Quicknote bioenergy feedstocks
One man's tragedy is another man's profit... US-based Green Energy Resources, a biomass feedstock supply company, announces it has contacted Texas, Missouri, and Oklahoma to accept woodchips and waste wood resulting from the recent ice storms. Major cities such as St.Louis, Dallas, Austin and San Antonio have been affected. The woodchips need only be loaded on trucks, barges or rail cars for transportation.

The company has to meet supply orders covering more than 1 million tons for 2007. It is seeking to find low cost or no cost supplies and thinks storm damage woodchips are a cost effective method of alleviating disposal costs for communities, cities and states, while supplying the global renewable energy industry. Government entities could save millions of dollars in expenses by adopting a recycling plan such as the Urban Tree Certification system (UTCS) offered 'free' by Green Energy Resources.
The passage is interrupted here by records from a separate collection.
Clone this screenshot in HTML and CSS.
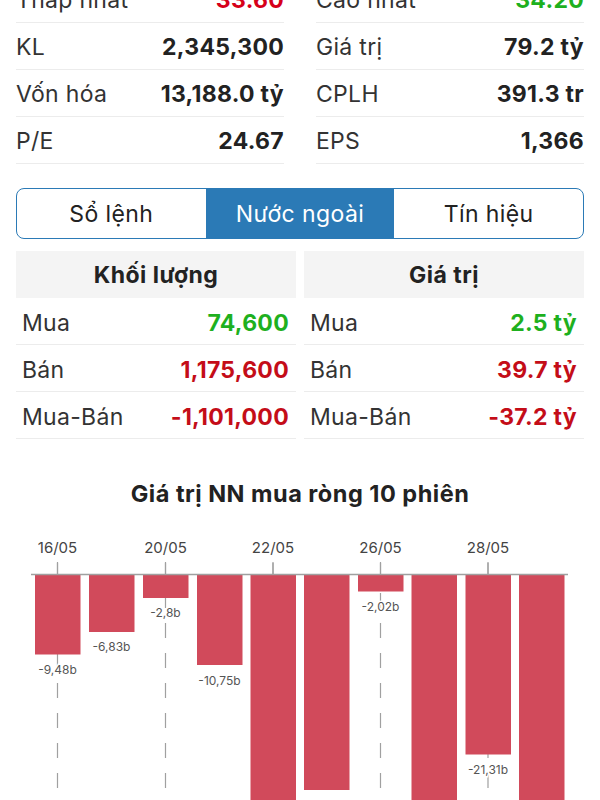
FILE: index.html
```html
<!DOCTYPE html>
<html lang="vi">
<head>
    <meta charset="UTF-8">
    <meta name="viewport" content="width=device-width, initial-scale=1.0">
    <title>Nước ngoài</title>
    <link rel="stylesheet" href="styles.css">
</head>
<body>
    <div class="stats">
        <div class="stats-col">
            <div class="stat-row"><span class="stat-label">Thấp nhất</span><span class="stat-value down-top">33.60</span></div>
            <div class="stat-row"><span class="stat-label">KL</span><span class="stat-value">2,345,300</span></div>
            <div class="stat-row"><span class="stat-label">Vốn hóa</span><span class="stat-value">13,188.0 tỷ</span></div>
            <div class="stat-row"><span class="stat-label">P/E</span><span class="stat-value">24.67</span></div>
        </div>
        <div class="stats-col">
            <div class="stat-row"><span class="stat-label">Cao nhất</span><span class="stat-value up">34.20</span></div>
            <div class="stat-row"><span class="stat-label">Giá trị</span><span class="stat-value">79.2 tỷ</span></div>
            <div class="stat-row"><span class="stat-label">CPLH</span><span class="stat-value">391.3 tr</span></div>
            <div class="stat-row"><span class="stat-label">EPS</span><span class="stat-value">1,366</span></div>
        </div>
    </div>

    <div class="tabs">
        <div class="tab">Sổ lệnh</div>
        <div class="tab active">Nước ngoài</div>
        <div class="tab">Tín hiệu</div>
    </div>

    <div class="foreign">
        <div class="foreign-table">
            <div class="foreign-head">Khối lượng</div>
            <div class="foreign-row"><span>Mua</span><span class="num up">74,600</span></div>
            <div class="foreign-row"><span>Bán</span><span class="num down">1,175,600</span></div>
            <div class="foreign-row"><span>Mua-Bán</span><span class="num down">-1,101,000</span></div>
        </div>
        <div class="foreign-table">
            <div class="foreign-head">Giá trị</div>
            <div class="foreign-row"><span>Mua</span><span class="num up">2.5 tỷ</span></div>
            <div class="foreign-row"><span>Bán</span><span class="num down">39.7 tỷ</span></div>
            <div class="foreign-row"><span>Mua-Bán</span><span class="num down">-37.2 tỷ</span></div>
        </div>
    </div>

    <h3 class="chart-title">Giá trị NN mua ròng 10 phiên</h3>

    <svg class="chart" width="600" height="280" viewBox="0 520 600 280">
        <!-- grid lines, every second session -->
        <g class="grid">
            <line x1="57.5" y1="563" x2="57.5" y2="800"/>
            <line x1="165.5" y1="563" x2="165.5" y2="800"/>
            <line x1="273" y1="563" x2="273" y2="800"/>
            <line x1="380.5" y1="563" x2="380.5" y2="800"/>
            <line x1="488" y1="563" x2="488" y2="800"/>
        </g>
        <g class="ticks">
            <line x1="57.5" y1="562" x2="57.5" y2="574"/>
            <line x1="165.5" y1="562" x2="165.5" y2="574"/>
            <line x1="273" y1="562" x2="273" y2="574"/>
            <line x1="380.5" y1="562" x2="380.5" y2="574"/>
            <line x1="488" y1="562" x2="488" y2="574"/>
        </g>
        <g class="tick-labels">
            <text x="57.5" y="552.5">16/05</text>
            <text x="165.5" y="552.5">20/05</text>
            <text x="273" y="552.5">22/05</text>
            <text x="380.5" y="552.5">26/05</text>
            <text x="488" y="552.5">28/05</text>
        </g>
        <g class="bars">
            <rect x="35" y="574" width="45.5" height="80.5"/>
            <rect x="89" y="574" width="45.5" height="58"/>
            <rect x="143" y="574" width="45.5" height="24"/>
            <rect x="197" y="574" width="45.5" height="91"/>
            <rect x="250.5" y="574" width="45.5" height="260"/>
            <rect x="304" y="574" width="45.5" height="216"/>
            <rect x="358" y="574" width="45.5" height="17.5"/>
            <rect x="411.5" y="574" width="45.5" height="250"/>
            <rect x="465.5" y="574" width="45.5" height="180.5"/>
            <rect x="519" y="574" width="45.5" height="240"/>
        </g>
        <line class="axis" x1="31" y1="574.5" x2="568" y2="574.5"/>
        <g class="bar-labels">
            <text x="57.5" y="673.5">-9,48b</text>
            <text x="111.5" y="651">-6,83b</text>
            <text x="165.5" y="617">-2,8b</text>
            <text x="219.5" y="684.5">-10,75b</text>
            <text x="380.5" y="610.5">-2,02b</text>
            <text x="488" y="774">-21,31b</text>
        </g>
    </svg>
</body>
</html>
```

FILE: styles.css
```css
body {
    font-family: Inter, "Noto Sans", sans-serif;
    background-color: #fff;
    color: #222;
    margin: 0;
    padding: 0 16px;
    overflow: hidden;
}

/* summary of the session */
.stats {
    display: grid;
    grid-template-columns: 1fr 1fr;
    column-gap: 32px;
    margin-top: -24px;
}
.stat-row {
    display: flex;
    justify-content: space-between;
    align-items: center;
    height: 44px;
    padding-top: 2px;
    border-bottom: 1px solid #ececec;
    font-size: 23px;
    letter-spacing: 0.3px;
}
.stat-label {
    color: #333;
}
.stat-value {
    font-weight: 700;
    color: #222;
}
.up {
    color: #1eb01e !important;
}
.down {
    color: #c40d18 !important;
}
.down-top {
    color: #d6001a !important;
}

/* segmented control */
.tabs {
    display: flex;
    margin-top: 24px;
    border: 1px solid #2b7ab6;
    border-radius: 8px;
    overflow: hidden;
    height: 49px;
}
.tab {
    flex: 1;
    display: flex;
    align-items: center;
    justify-content: center;
    font-size: 23px;
    letter-spacing: 0.4px;
    color: #222;
}
.tab.active {
    background-color: #2b7ab6;
    color: #fff;
}

/* foreign trading tables */
.foreign {
    display: grid;
    grid-template-columns: 1fr 1fr;
    column-gap: 8px;
    margin-top: 12px;
}
.foreign-head {
    background-color: #f4f4f4;
    height: 47px;
    display: flex;
    align-items: center;
    justify-content: center;
    font-size: 23px;
    letter-spacing: 0.5px;
    font-weight: 700;
}
.foreign-row {
    display: flex;
    justify-content: space-between;
    align-items: center;
    height: 43px;
    padding: 3px 7px 0 6px;
    border-bottom: 1px solid #ececec;
    font-size: 23px;
    letter-spacing: 0.3px;
    color: #333;
}
.foreign-row .num {
    font-weight: 700;
}

/* chart */
.chart-title {
    margin: 41px 0 0;
    text-align: center;
    font-size: 23.5px;
    font-weight: 700;
    letter-spacing: 0.5px;
    color: #222;
    line-height: 28px;
}
.chart {
    display: block;
    margin: 12px 0 0 -16px;
}
.grid line {
    stroke: #a0a0a0;
    stroke-width: 1.2;
    stroke-dasharray: 15 15;
}
.ticks line {
    stroke: #a0a0a0;
    stroke-width: 1.2;
}
.axis {
    stroke: #a0a0a0;
    stroke-width: 1.5;
}
.bars rect {
    fill: #d14a5b;
}
.tick-labels text {
    font-size: 15px;
    fill: #444;
    text-anchor: middle;
}
.bar-labels text {
    font-size: 12px;
    fill: #555;
    text-anchor: middle;
    stroke: #fff;
    stroke-width: 3px;
    paint-order: stroke;
}
```
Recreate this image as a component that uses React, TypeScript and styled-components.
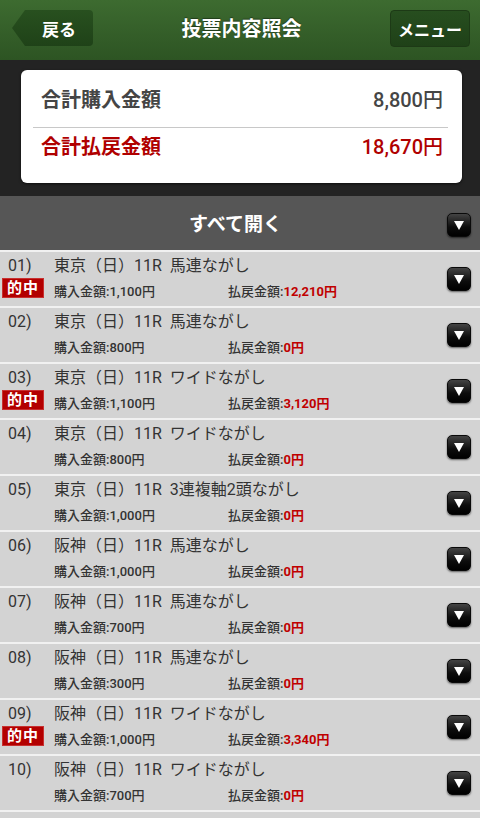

In other news Green Energy Resources is seeking financing to purchase two woodchip vessels. The two ships are panamax size transports and expected to cost around $25-$30 million each. The ships could be available as early as March. Green Energy Resources is looking to charter or purchase as many as 5 vessels to meet current and future export demands.Green Energy Resources has targeted a 20% market share of the European biomass imports by 2011. Each vessel would generate approximately $15-$25 million or more in gross revenues per year for the company [entry ends here].